### The data
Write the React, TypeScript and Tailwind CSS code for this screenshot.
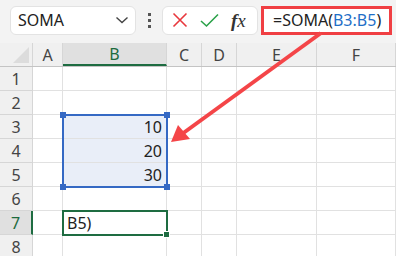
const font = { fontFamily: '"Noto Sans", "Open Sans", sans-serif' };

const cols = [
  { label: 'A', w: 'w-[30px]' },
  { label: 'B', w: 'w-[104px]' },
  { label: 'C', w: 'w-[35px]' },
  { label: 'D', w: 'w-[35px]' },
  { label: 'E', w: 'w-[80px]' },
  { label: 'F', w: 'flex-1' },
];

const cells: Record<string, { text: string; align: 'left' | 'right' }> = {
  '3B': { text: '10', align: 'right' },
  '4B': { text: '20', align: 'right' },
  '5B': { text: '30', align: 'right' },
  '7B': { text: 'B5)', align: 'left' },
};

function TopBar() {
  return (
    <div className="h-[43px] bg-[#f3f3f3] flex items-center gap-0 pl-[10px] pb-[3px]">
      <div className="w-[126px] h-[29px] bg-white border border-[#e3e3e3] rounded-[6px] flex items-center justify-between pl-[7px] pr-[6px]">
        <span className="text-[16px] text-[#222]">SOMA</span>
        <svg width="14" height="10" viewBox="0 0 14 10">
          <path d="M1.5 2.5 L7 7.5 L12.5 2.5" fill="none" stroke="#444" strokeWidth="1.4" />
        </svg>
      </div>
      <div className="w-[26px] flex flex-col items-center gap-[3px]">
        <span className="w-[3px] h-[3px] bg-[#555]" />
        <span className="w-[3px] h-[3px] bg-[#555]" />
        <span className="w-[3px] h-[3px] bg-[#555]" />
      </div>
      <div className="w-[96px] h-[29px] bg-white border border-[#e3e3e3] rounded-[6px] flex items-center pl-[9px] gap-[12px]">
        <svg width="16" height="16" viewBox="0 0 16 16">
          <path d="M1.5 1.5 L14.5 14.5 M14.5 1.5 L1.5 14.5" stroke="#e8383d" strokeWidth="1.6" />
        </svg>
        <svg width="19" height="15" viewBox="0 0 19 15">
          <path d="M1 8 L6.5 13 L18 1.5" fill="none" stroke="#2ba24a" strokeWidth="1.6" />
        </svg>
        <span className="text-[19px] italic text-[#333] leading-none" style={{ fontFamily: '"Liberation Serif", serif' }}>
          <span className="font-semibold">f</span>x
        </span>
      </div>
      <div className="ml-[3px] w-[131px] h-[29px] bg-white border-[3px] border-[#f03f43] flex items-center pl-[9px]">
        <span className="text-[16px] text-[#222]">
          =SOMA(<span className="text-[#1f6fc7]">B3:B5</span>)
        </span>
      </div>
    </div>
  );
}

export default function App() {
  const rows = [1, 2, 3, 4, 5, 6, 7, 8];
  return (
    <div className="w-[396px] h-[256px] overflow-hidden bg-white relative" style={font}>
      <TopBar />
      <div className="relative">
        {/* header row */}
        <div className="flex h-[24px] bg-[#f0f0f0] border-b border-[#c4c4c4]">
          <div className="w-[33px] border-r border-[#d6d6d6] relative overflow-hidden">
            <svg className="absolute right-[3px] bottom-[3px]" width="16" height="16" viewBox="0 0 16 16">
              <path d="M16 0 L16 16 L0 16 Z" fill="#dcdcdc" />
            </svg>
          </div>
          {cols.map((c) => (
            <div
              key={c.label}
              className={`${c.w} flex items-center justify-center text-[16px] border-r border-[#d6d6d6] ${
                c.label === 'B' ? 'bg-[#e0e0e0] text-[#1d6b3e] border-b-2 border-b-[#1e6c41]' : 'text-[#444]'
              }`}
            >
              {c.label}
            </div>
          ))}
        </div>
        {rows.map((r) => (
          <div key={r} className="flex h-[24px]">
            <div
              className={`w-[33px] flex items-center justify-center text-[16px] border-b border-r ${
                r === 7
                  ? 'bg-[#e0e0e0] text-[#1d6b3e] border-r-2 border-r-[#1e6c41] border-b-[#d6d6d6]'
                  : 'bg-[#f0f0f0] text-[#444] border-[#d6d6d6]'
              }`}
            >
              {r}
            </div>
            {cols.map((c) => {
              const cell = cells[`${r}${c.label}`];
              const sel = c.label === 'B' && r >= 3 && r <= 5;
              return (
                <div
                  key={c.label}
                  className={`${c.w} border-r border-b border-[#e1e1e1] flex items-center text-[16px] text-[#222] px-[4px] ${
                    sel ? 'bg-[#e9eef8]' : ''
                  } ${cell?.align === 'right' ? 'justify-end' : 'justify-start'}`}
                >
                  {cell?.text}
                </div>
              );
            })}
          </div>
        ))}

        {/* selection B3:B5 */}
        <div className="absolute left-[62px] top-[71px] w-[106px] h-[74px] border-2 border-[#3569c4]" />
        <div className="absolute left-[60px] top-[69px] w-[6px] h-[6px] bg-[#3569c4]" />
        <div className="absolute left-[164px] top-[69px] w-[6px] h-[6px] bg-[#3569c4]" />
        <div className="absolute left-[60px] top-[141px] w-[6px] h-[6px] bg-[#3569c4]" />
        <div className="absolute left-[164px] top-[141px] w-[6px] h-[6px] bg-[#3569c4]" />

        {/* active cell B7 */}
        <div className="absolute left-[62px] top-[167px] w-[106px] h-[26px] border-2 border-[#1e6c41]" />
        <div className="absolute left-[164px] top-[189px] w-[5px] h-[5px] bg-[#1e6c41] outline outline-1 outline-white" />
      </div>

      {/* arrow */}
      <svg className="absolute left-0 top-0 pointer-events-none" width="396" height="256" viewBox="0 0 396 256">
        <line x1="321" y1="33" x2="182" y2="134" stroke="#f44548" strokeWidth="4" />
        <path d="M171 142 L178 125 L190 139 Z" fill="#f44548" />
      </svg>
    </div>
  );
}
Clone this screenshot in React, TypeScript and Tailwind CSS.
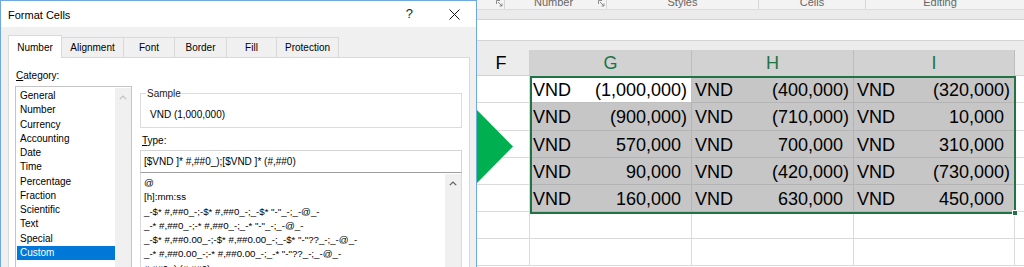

### Set problem
Transcribe the full listing above exactly, with the images removed.

### The response
Write the React, TypeScript and Tailwind CSS code for this screenshot.
const font = { fontFamily: '"Noto Sans", "Open Sans", sans-serif' };

const cols = [
  { label: 'A', w: 'w-[30px]' },
  { label: 'B', w: 'w-[104px]' },
  { label: 'C', w: 'w-[35px]' },
  { label: 'D', w: 'w-[35px]' },
  { label: 'E', w: 'w-[80px]' },
  { label: 'F', w: 'flex-1' },
];

const cells: Record<string, { text: string; align: 'left' | 'right' }> = {
  '3B': { text: '10', align: 'right' },
  '4B': { text: '20', align: 'right' },
  '5B': { text: '30', align: 'right' },
  '7B': { text: 'B5)', align: 'left' },
};

function TopBar() {
  return (
    <div className="h-[43px] bg-[#f3f3f3] flex items-center gap-0 pl-[10px] pb-[3px]">
      <div className="w-[126px] h-[29px] bg-white border border-[#e3e3e3] rounded-[6px] flex items-center justify-between pl-[7px] pr-[6px]">
        <span className="text-[16px] text-[#222]">SOMA</span>
        <svg width="14" height="10" viewBox="0 0 14 10">
          <path d="M1.5 2.5 L7 7.5 L12.5 2.5" fill="none" stroke="#444" strokeWidth="1.4" />
        </svg>
      </div>
      <div className="w-[26px] flex flex-col items-center gap-[3px]">
        <span className="w-[3px] h-[3px] bg-[#555]" />
        <span className="w-[3px] h-[3px] bg-[#555]" />
        <span className="w-[3px] h-[3px] bg-[#555]" />
      </div>
      <div className="w-[96px] h-[29px] bg-white border border-[#e3e3e3] rounded-[6px] flex items-center pl-[9px] gap-[12px]">
        <svg width="16" height="16" viewBox="0 0 16 16">
          <path d="M1.5 1.5 L14.5 14.5 M14.5 1.5 L1.5 14.5" stroke="#e8383d" strokeWidth="1.6" />
        </svg>
        <svg width="19" height="15" viewBox="0 0 19 15">
          <path d="M1 8 L6.5 13 L18 1.5" fill="none" stroke="#2ba24a" strokeWidth="1.6" />
        </svg>
        <span className="text-[19px] italic text-[#333] leading-none" style={{ fontFamily: '"Liberation Serif", serif' }}>
          <span className="font-semibold">f</span>x
        </span>
      </div>
      <div className="ml-[3px] w-[131px] h-[29px] bg-white border-[3px] border-[#f03f43] flex items-center pl-[9px]">
        <span className="text-[16px] text-[#222]">
          =SOMA(<span className="text-[#1f6fc7]">B3:B5</span>)
        </span>
      </div>
    </div>
  );
}

export default function App() {
  const rows = [1, 2, 3, 4, 5, 6, 7, 8];
  return (
    <div className="w-[396px] h-[256px] overflow-hidden bg-white relative" style={font}>
      <TopBar />
      <div className="relative">
        {/* header row */}
        <div className="flex h-[24px] bg-[#f0f0f0] border-b border-[#c4c4c4]">
          <div className="w-[33px] border-r border-[#d6d6d6] relative overflow-hidden">
            <svg className="absolute right-[3px] bottom-[3px]" width="16" height="16" viewBox="0 0 16 16">
              <path d="M16 0 L16 16 L0 16 Z" fill="#dcdcdc" />
            </svg>
          </div>
          {cols.map((c) => (
            <div
              key={c.label}
              className={`${c.w} flex items-center justify-center text-[16px] border-r border-[#d6d6d6] ${
                c.label === 'B' ? 'bg-[#e0e0e0] text-[#1d6b3e] border-b-2 border-b-[#1e6c41]' : 'text-[#444]'
              }`}
            >
              {c.label}
            </div>
          ))}
        </div>
        {rows.map((r) => (
          <div key={r} className="flex h-[24px]">
            <div
              className={`w-[33px] flex items-center justify-center text-[16px] border-b border-r ${
                r === 7
                  ? 'bg-[#e0e0e0] text-[#1d6b3e] border-r-2 border-r-[#1e6c41] border-b-[#d6d6d6]'
                  : 'bg-[#f0f0f0] text-[#444] border-[#d6d6d6]'
              }`}
            >
              {r}
            </div>
            {cols.map((c) => {
              const cell = cells[`${r}${c.label}`];
              const sel = c.label === 'B' && r >= 3 && r <= 5;
              return (
                <div
                  key={c.label}
                  className={`${c.w} border-r border-b border-[#e1e1e1] flex items-center text-[16px] text-[#222] px-[4px] ${
                    sel ? 'bg-[#e9eef8]' : ''
                  } ${cell?.align === 'right' ? 'justify-end' : 'justify-start'}`}
                >
                  {cell?.text}
                </div>
              );
            })}
          </div>
        ))}

        {/* selection B3:B5 */}
        <div className="absolute left-[62px] top-[71px] w-[106px] h-[74px] border-2 border-[#3569c4]" />
        <div className="absolute left-[60px] top-[69px] w-[6px] h-[6px] bg-[#3569c4]" />
        <div className="absolute left-[164px] top-[69px] w-[6px] h-[6px] bg-[#3569c4]" />
        <div className="absolute left-[60px] top-[141px] w-[6px] h-[6px] bg-[#3569c4]" />
        <div className="absolute left-[164px] top-[141px] w-[6px] h-[6px] bg-[#3569c4]" />

        {/* active cell B7 */}
        <div className="absolute left-[62px] top-[167px] w-[106px] h-[26px] border-2 border-[#1e6c41]" />
        <div className="absolute left-[164px] top-[189px] w-[5px] h-[5px] bg-[#1e6c41] outline outline-1 outline-white" />
      </div>

      {/* arrow */}
      <svg className="absolute left-0 top-0 pointer-events-none" width="396" height="256" viewBox="0 0 396 256">
        <line x1="321" y1="33" x2="182" y2="134" stroke="#f44548" strokeWidth="4" />
        <path d="M171 142 L178 125 L190 139 Z" fill="#f44548" />
      </svg>
    </div>
  );
}
Clone this screenshot in React, TypeScript and Tailwind CSS.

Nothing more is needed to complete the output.